It’s 1942 and the Oberon Theater’s director and male actors have gone overseas to fight in WWII. Rather than closing the theater for the season, Maggie Dalton (Mary Randolph), the theater director’s wife, decides to produce Shakespeare’s “Henriad” with an all female cast—dressed as men.
Maggie convinces leading lady Celeste Fielding (Diana Ifft) to join the production. Persuading the theater’s benefactor, Ellsworth Snow (Kevin Bass) to fund the show isn’t quite as easy. It’s accomplished when Maggie agrees to cast Snow’s wife, Winifred (Marianne Shaffer) in the show.
Disappointing auditions produce only two actors. June Bennet (Annabel Lorence) and Grace Richards (Julie Ann M. Boles), both of whom are completely, comically inexperienced. The show must go on so the actors are required to play multiple roles.
A plethora of challenges pop up during the very comical rehearsal process. In one hilarious scene, the women are instructed in “man walking” (So silly and yet so funny).
Randolph’s Maggie is the glue that holds everyone and everything together. She’s human and convincing as the sometimes rattled, sometimes poised director.
Ifft glows as the glamorous self-assured diva who poignantly accepts that she has aged out of her ingenue stage roles.

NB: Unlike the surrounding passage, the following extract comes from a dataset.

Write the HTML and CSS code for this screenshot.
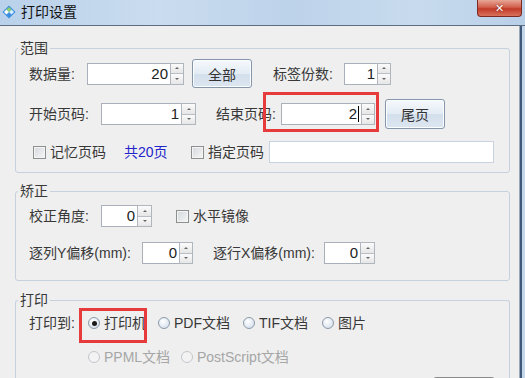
FILE: index.html
```html
<!DOCTYPE html>
<html lang="zh-CN">
<head>
<meta charset="UTF-8" />
<title>打印设置</title>
<link rel="stylesheet" href="styles.css">
</head>
<body>
  <div class="window">
    <div class="titlebar">
      <svg class="app-icon" width="14" height="14" viewBox="0 0 14 14">
        <path d="M7 0.5 L13.5 7 L7 13.5 L0.5 7 Z" fill="#3b8ee0"/>
        <path d="M4.5 4.5 L7 7 L4.5 9.5 L2 7 Z" fill="#ffffff"/>
        <path d="M9.5 4.5 L12 7 L9.5 9.5 L7 7 Z" fill="#d8ecff"/>
        <path d="M7 2 L9.5 4.5 L7 7 L4.5 4.5 Z" fill="#8fd06a"/>
      </svg>
      <span class="title">打印设置</span>
      <div class="close"><span>✕</span></div>
    </div>

    <div class="client">
      <fieldset class="group g-range">
        <legend>范围</legend>
        <div class="row r-top">
          <span class="lbl" style="width:58px">数据量:</span>
          <div class="spin"><div class="field" style="width:83px">20</div><div class="arrows"><i class="up"></i><i class="dn"></i></div></div>
          <button class="btn b-all">全部</button>
          <span class="lbl" style="width:71px;margin-left:21px">标签份数:</span>
          <div class="spin"><div class="field" style="width:33px">1</div><div class="arrows"><i class="up"></i><i class="dn"></i></div></div>
        </div>
        <div class="row r-pages">
          <span class="lbl" style="width:72px">开始页码:</span>
          <div class="spin"><div class="field" style="width:80px">1</div><div class="arrows wide"><i class="up"></i><i class="dn"></i></div></div>
          <span class="lbl" style="width:65px;margin-left:20px">结束页码:</span>
          <div class="spin marked">
            <div class="field" style="width:80px">2<span class="caret"></span></div><div class="arrows"><i class="up"></i><i class="dn"></i></div>
            <span class="redbox rb-end"></span>
          </div>
          <button class="btn b-last">尾页</button>
        </div>
        <div class="row r-memo">
          <span class="check" style="width:91px"><span class="box"></span>记忆页码</span>
          <span class="total">共20页</span>
          <span class="check" style="width:78px"><span class="box"></span>指定页码</span>
          <div class="textfield"></div>
        </div>
      </fieldset>

      <fieldset class="group g-fix">
        <legend>矫正</legend>
        <div class="row r-angle">
          <span class="lbl" style="width:72px">校正角度:</span>
          <div class="spin"><div class="field" style="width:36px">0</div><div class="arrows wide"><i class="up"></i><i class="dn"></i></div></div>
          <span class="check" style="margin-left:24px"><span class="box"></span>水平镜像</span>
        </div>
        <div class="row r-offset">
          <span class="lbl" style="width:113px">逐列Y偏移(mm):</span>
          <div class="spin"><div class="field" style="width:37px">0</div><div class="arrows"><i class="up"></i><i class="dn"></i></div></div>
          <span class="lbl" style="width:111px;margin-left:20px">逐行X偏移(mm):</span>
          <div class="spin"><div class="field" style="width:36px">0</div><div class="arrows wide"><i class="up"></i><i class="dn"></i></div></div>
        </div>
      </fieldset>

      <fieldset class="group g-print">
        <legend>打印</legend>
        <div class="row r-to">
          <span class="lbl" style="width:59px">打印到:</span>
          <span class="radio on marked" style="width:70px"><span class="dot"></span>打印机<span class="redbox rb-printer"></span></span>
          <span class="radio" style="width:85px"><span class="dot"></span>PDF文档</span>
          <span class="radio" style="width:79px"><span class="dot"></span>TIF文档</span>
          <span class="radio"><span class="dot"></span>图片</span>
        </div>
        <div class="row r-more">
          <span class="radio off" style="width:93px"><span class="dot"></span>PPML文档</span>
          <span class="radio off"><span class="dot"></span>PostScript文档</span>
        </div>
        <div class="row r-btns">
          <button class="btn b-ok"></button>
        </div>
      </fieldset>
    </div>
  </div>
</body>
</html>
```

FILE: styles.css
```css
* {
  box-sizing: border-box;
}
body {
  margin: 0;
  background: #c3d6ea;
  font-family: 'Liberation Sans', 'Noto Sans CJK SC', sans-serif;
  font-size: 14px;
  color: #383838;
  overflow: hidden;
}
.window {
  width: 525px;
  height: 378px;
  overflow: hidden;
}
.titlebar {
  height: 26px;
  display: flex;
  align-items: flex-start;
  background: linear-gradient(to right, #b9d1ea, #cadcef 30%, #bdd3ea 55%, #c8dbee 80%, #b8cfe8);
  border-bottom: 1px solid #5e6e82;
}
.app-icon {
  margin: 5px 0 0 2px;
}
.title {
  margin: 4px 0 0 5px;
  line-height: 16px;
  color: #111;
}
.close {
  margin-left: auto;
  margin-right: 3px;
  width: 45px;
  height: 17px;
  border: 1px solid #7d2a22;
  border-top: none;
  border-radius: 0 0 4px 4px;
  background: linear-gradient(#e7a796, #d2604d 45%, #c13a28 55%, #d9725c);
  display: flex;
  justify-content: center;
  align-items: center;
  color: #fff;
  font-size: 11px;
  font-weight: bold;
  font-family: 'DejaVu Sans', sans-serif;
  text-shadow: 0 0 2px #6a1a12;
}
.client {
  width: 520px;
  height: 352px;
  background: #efefef;
  border-right: 1px solid #9ba8b6;
  box-shadow: 2px 0 0 #40597a;
  padding-top: 14px;
}
.group {
  margin: 0 0 0 15px;
  width: 495px;
  min-width: 0;
  padding: 0;
  border: 1px solid #c6d1dd;
  border-radius: 3px;
}
.group legend {
  margin-left: 2px;
  padding: 0 2px;
  line-height: 16px;
  height: 16px;
}
.g-range { padding-bottom: 9px; }
.g-fix { margin-top: 10px; padding-bottom: 16px; }
.g-print { margin-top: 11px; padding-bottom: 0; border-bottom: none; }
.row {
  display: flex;
  align-items: center;
  margin-left: 13px;
  position: relative;
}
.r-top { height: 29px; margin-top: 3px; }
.r-pages { height: 30px; margin-top: 11px; }
.r-memo { height: 22px; margin-top: 12px; }
.r-angle { height: 22px; margin-top: 6px; }
.r-offset { height: 22px; margin-top: 15px; }
.r-to { height: 22px; margin-top: 4px; }
.r-more { height: 22px; margin-top: 12px; padding-left: 59px; }
.r-btns { height: 24px; margin-top: 9px; justify-content: flex-end; padding-right: 14px; }
.lbl {
  flex: 0 0 auto;
  white-space: nowrap;
  line-height: 16px;
}
.spin {
  display: flex;
  height: 22px;
  flex: 0 0 auto;
  position: relative;
}
.field {
  height: 22px;
  background: #fff;
  border: 1px solid #a9b0b9;
  border-right: none;
  text-align: right;
  padding-right: 2px;
  line-height: 20px;
  font-size: 15px;
  color: #222;
}
.caret {
  display: inline-block;
  width: 1px;
  height: 16px;
  background: #000;
  vertical-align: -3px;
  margin-left: 1px;
}
.arrows {
  width: 14px;
  height: 22px;
  display: flex;
  flex-direction: column;
  border: 1px solid #b0b6bd;
  background: #f4f4f4;
}
.arrows.wide { width: 15px; }
.arrows i {
  flex: 1;
  display: flex;
  justify-content: center;
  align-items: center;
  background: linear-gradient(#fbfbfb, #e6e6e6);
}
.arrows i.up { border-bottom: 1px solid #b9bec4; }
.arrows i::before {
  content: '';
  border-left: 2px solid transparent;
  border-right: 2px solid transparent;
}
.arrows i.up::before { border-bottom: 2px solid #666; }
.arrows i.dn::before { border-top: 2px solid #666; }
.btn {
  font-family: inherit;
  font-size: 14px;
  color: #333;
  width: 60px;
  padding: 0;
  border: 1px solid #8596ab;
  border-radius: 3px;
  background: linear-gradient(#f6f9fc, #e3ebf4 50%, #d3dfec 51%, #dce6f1);
  box-shadow: inset 0 0 0 1px #fbfdff;
  flex: 0 0 auto;
}
.b-all { height: 29px; margin-left: 8px; }
.b-last { height: 30px; margin-left: 10px; }
.b-ok { width: 62px; height: 24px; background: #e4e4e4; border-color: #8a8a8a; }
.check, .radio {
  display: inline-flex;
  align-items: center;
  flex: 0 0 auto;
  white-space: nowrap;
  line-height: 16px;
  position: relative;
}
.r-memo .check:first-child { margin-left: 4px; }
.check .box {
  width: 13px;
  height: 13px;
  border: 1px solid #8e8f8f;
  background: linear-gradient(135deg, #d4d8dc, #f5f6f7);
  box-shadow: inset 0 0 0 1px #f4f4f4;
  margin-right: 4px;
}
.total {
  width: 67px;
  color: #2323cc;
  line-height: 16px;
  flex: 0 0 auto;
}
.textfield {
  width: 225px;
  height: 22px;
  background: #fff;
  border: 1px solid #c8d3df;
}
.radio .dot {
  width: 12px;
  height: 12px;
  border-radius: 50%;
  border: 1px solid #8d9aa8;
  background: radial-gradient(circle at 40% 35%, #ffffff, #dbe5ef 70%, #c7d4e2);
  margin-right: 4px;
  display: flex;
  justify-content: center;
  align-items: center;
}
.radio.on .dot::after {
  content: '';
  width: 5px;
  height: 5px;
  border-radius: 50%;
  background: #1a1a1a;
}
.radio.off {
  color: #a6a6a6;
}
.radio.off .dot {
  border-color: #c2c6cb;
  background: #f3f3f3;
}
.redbox {
  position: absolute;
  border: 3px solid #e73a3a;
  pointer-events: none;
}
.rb-end {
  left: -18px;
  top: -11px;
  width: 116px;
  height: 40px;
}
.rb-printer {
  left: -9px;
  top: -7px;
  width: 68px;
  height: 35px;
}
```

Bass is a talented character actor who delights as he uses his masterful comedy chops to embody the sometimes stuffy, yet lovable Ellsworth.
Shaffer channels her inner Betty White as the clueless, sweet Winifred. She knows exactly how to play it for laughs and she does so with smashing success.
Lorence plays it just as sweet and innocent as she needs to, in order to endear June to the audience.
Boles authentic portrayal of Grace’s ambivalence rings true. The audience easily relates to and empathizes with her.
The characters Stuart Lasker (Noah Kendall) and Ida Green (Lynette Goins) are playwright, George Brant’s nod to social commentary –beyond the previous alluding to feminism.
Kendall is sympathetic and likable as Lasker, who is denied acceptance into the military because, in 40’s jargon, he is a “swish.”
Goins, a mild mannered, agreeable costume designer, is rejected as a blood donor because the blood bank already has enough “Negro blood.” This serves as a reminder of the cruelty of Jim Crow laws.
It’s clear that the entire well cast troupe is having a ball onstage.
This thoroughly enjoyable, delightful, laugh-filled show will keep you in stitches. Beyond that, it is a reminder of the gains that have been made in equal rights over the past 80 years, as well as a sobering warning of what is currently at stake.